The 1911 Oklahoma Lynching of a Black Mother and Her Son: Laura and L.D. Nelson

Bradley Neece
5 min readSep 26, 2020

The rows of sleeping witnesses still stand within eyeshot of the air space where the corpses of Laura and L.D. Nelson once dangled over the North Canadian River while a gang of bloodthirsty white men stood atop the bridge under which their lifeless bodies hung.

It is 2020 — one hundred and nine years since the horrific lynching of a Black mother and her 14-year-old son.

The Old Schoolton Bridge has long since been replaced by the State Highway 56 Bridge, but the landscape remains the same: still, murky waters fill the basin while towering oak trees line the red-dirt beaches.

It was likely a spectacular Spring morning in Oklahoma — the sun just warm enough and the breeze just cool enough not to pay the weather any mind — the kind of day that can change a mood from bad to good just by stepping into the sunshine.

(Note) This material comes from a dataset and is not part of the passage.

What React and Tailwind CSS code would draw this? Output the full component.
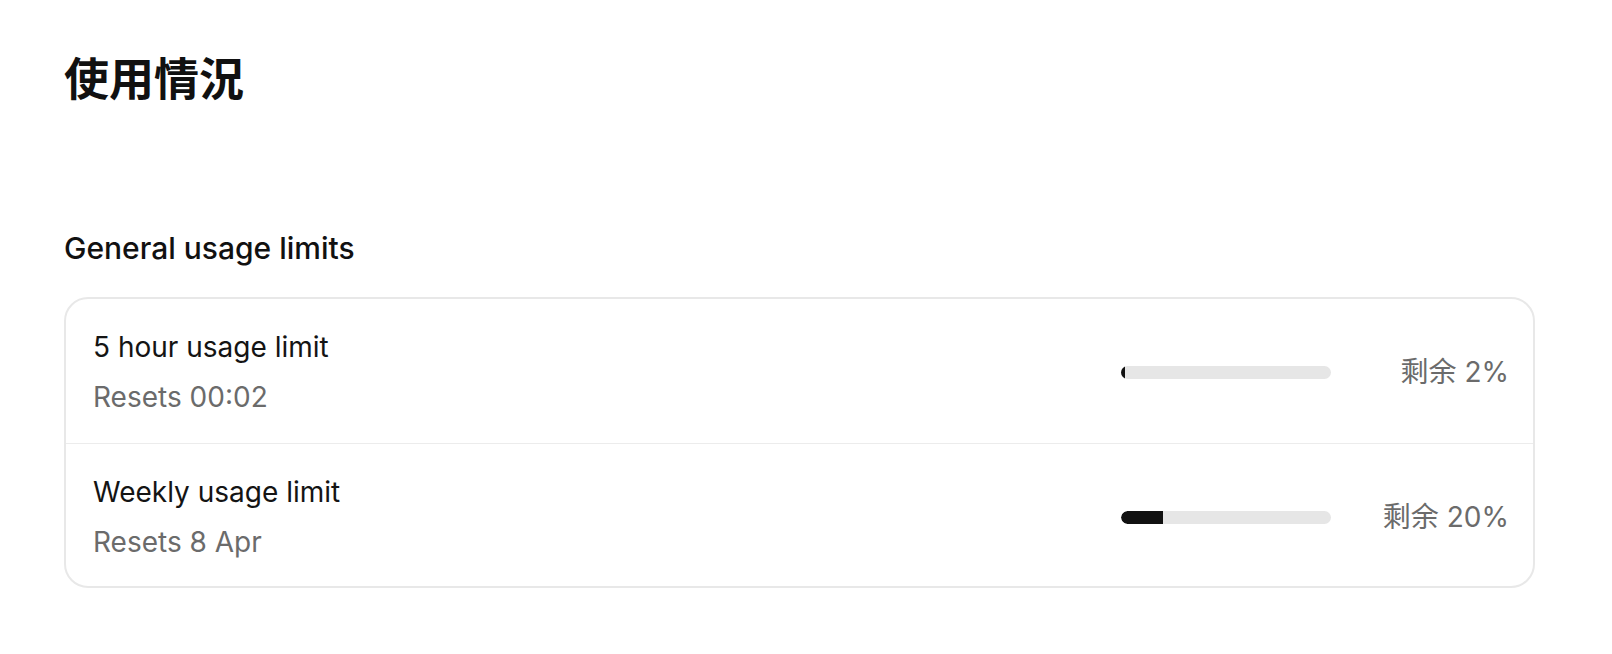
import React from 'react';

const limits = [
  { name: '5 hour usage limit', resets: 'Resets 00:02', used: 2 },
  { name: 'Weekly usage limit', resets: 'Resets 8 Apr', used: 20 },
];

const UsageRow = ({ limit, last }) => (
  <div className={`flex items-center justify-between pl-[27px] pr-[24px] pt-[28px] ${last ? 'pb-[24px]' : 'pb-[26px] border-b border-[#ececec]'}`}>
    <div className="flex flex-col gap-[10px]">
      <span className="text-[28px] leading-[40px] text-[#141414]">{limit.name}</span>
      <span className="text-[28px] leading-[40px] text-[#6b6b6b]">{limit.resets}</span>
    </div>
    <div className="flex items-center gap-[36px]">
      <div className="w-[210px] h-[13px] rounded-full bg-[#e6e6e6] overflow-hidden">
        <div className="h-full bg-[#111111] rounded-l-full" style={{ width: `${limit.used}%` }} />
      </div>
      <span className="w-[142px] text-right text-[28px] leading-[40px] text-[#6b6b6b]">剩余 {limit.used}%</span>
    </div>
  </div>
);

const App = () => {
  return (
    <div
      className="min-h-[654px] bg-white pl-[64px] pr-[77px] pt-[48px]"
      style={{ fontFamily: 'Inter, "Noto Sans CJK SC", sans-serif' }}
    >
      <h1 className="text-[45px] leading-[64px] font-bold text-[#111111]">使用情況</h1>

      <h2 className="mt-[116px] text-[30px] leading-[40px] font-medium text-[#111111]">General usage limits</h2>

      <div className="mt-[29px] rounded-[24px] border-2 border-[#e8e8e8] bg-white">
        {limits.map((limit, i) => (
          <UsageRow key={limit.name} limit={limit} last={i === limits.length - 1} />
        ))}
      </div>
    </div>
  );
};

export default App;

Twenty-three days prior, on May 2, 1911, Okemah deputy sheriff, George Loney and his associates went to the Nelson’s farm on a lead that Laura’s husband, Austin, had stolen a cow from a neighbor.

Upon arrival, Loney noticed a muzzle-loaded shotgun on the wall of the cabin. When he told one of his officers to take it off the wall and unload it, Laura became incensed, telling the men not to touch their…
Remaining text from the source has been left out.